To the editor:
We have been Princeton taxpayers for nearly three decades and stand vehemently opposed to the proposed Princeton Public Schools Board of Education referendum.
As retirees on fixed incomes, we are now ruthlessly being driven out of Princeton after nearly 30 years of residence here. Without the sewer fee, the taxes on our very modest, obsolete home are now approaching $14,000 annually, an outrageous sum in exchange for the very poor level of municipal services we receive and a rapidly aging and inadequate infrastructure in comparison to other communities with much, much lower combined taxes.
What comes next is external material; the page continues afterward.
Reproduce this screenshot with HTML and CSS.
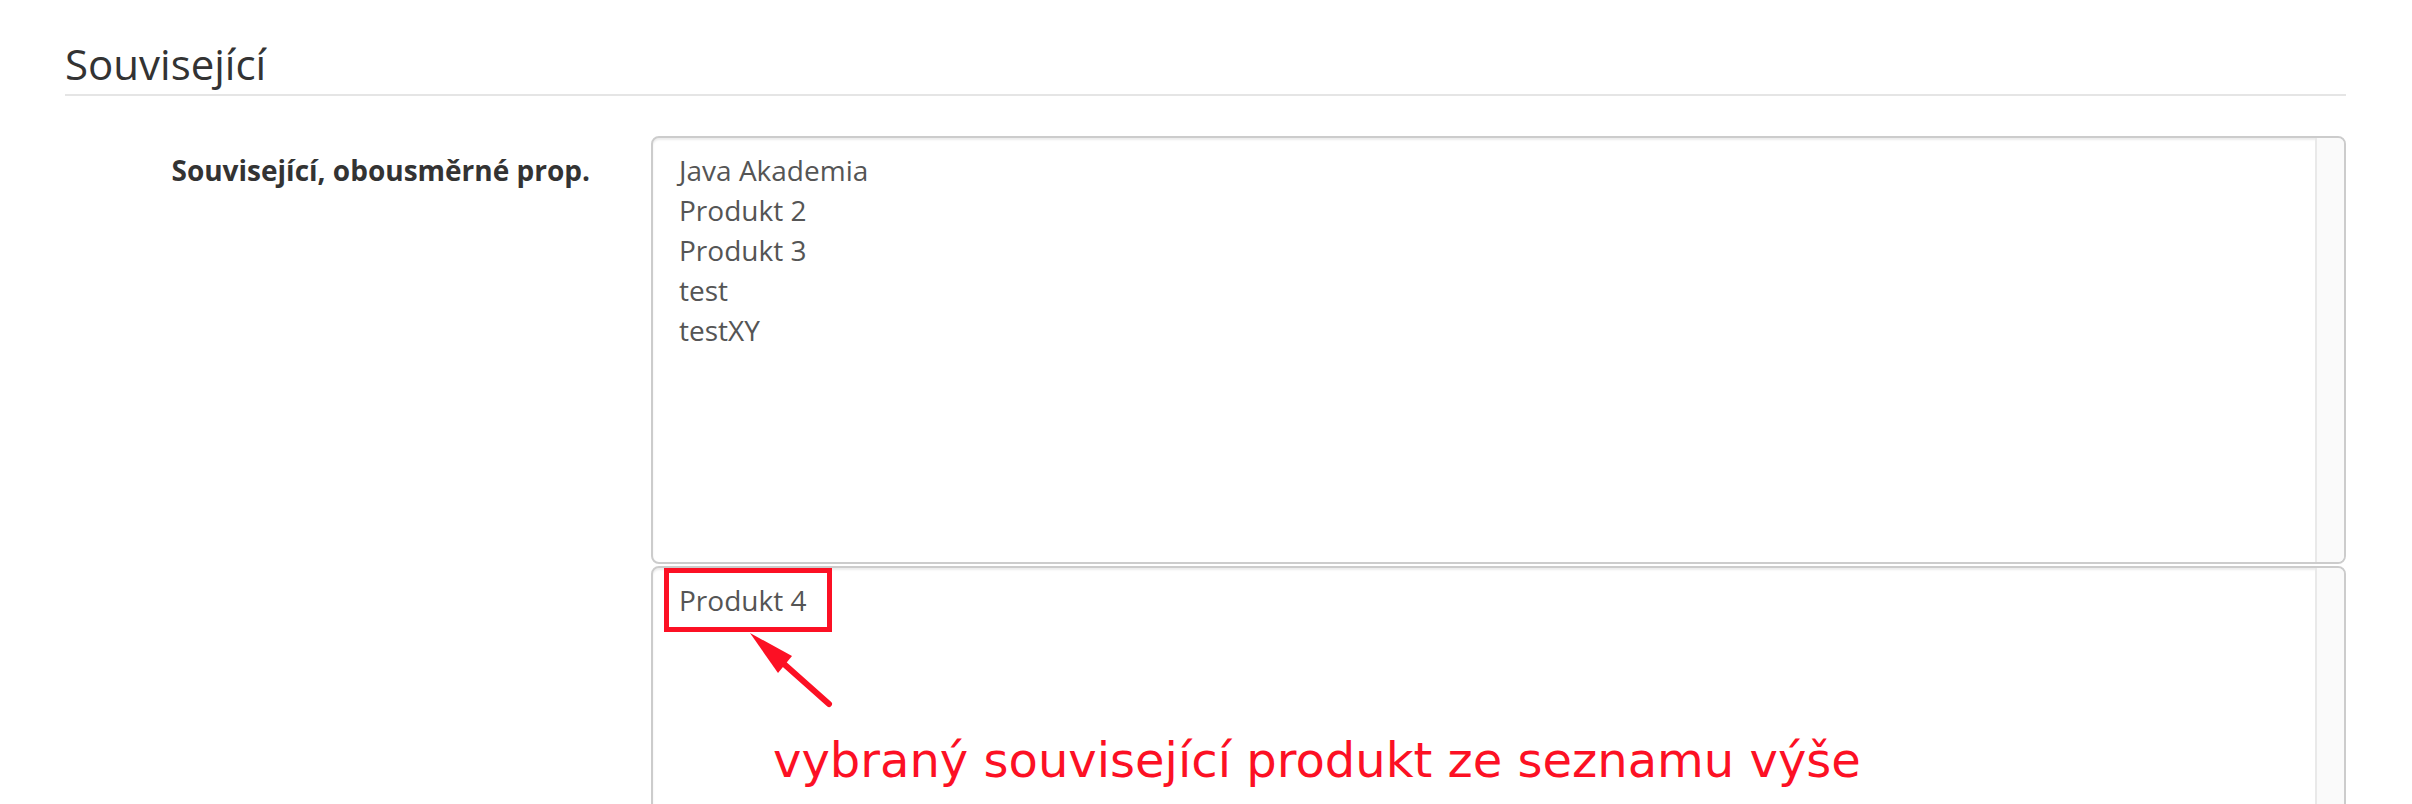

We have examined the school budgets of a dozen high-performing school districts with similar demographics in the northern half of the state, including neighboring West Windsor-Plainsboro and Montgomery.
Having lived in northern New Jersey for much of our lives, we know for a fact that the cost of living is consistently higher there than in this part of central New Jersey, yet the per pupil cost for Princeton even without any proposed increases far exceeds that of any high-performing district we examined.
The results of our comparative analysis have been widely distributed throughout the community and have been updated earlier this year based on available New Jersey Department of Education data.
We respectfully request that the Princeton Board of Education not increase our already burdensome, if not impossible, property taxes with additional costs that provide no apparent benefit to the public school students of Princeton.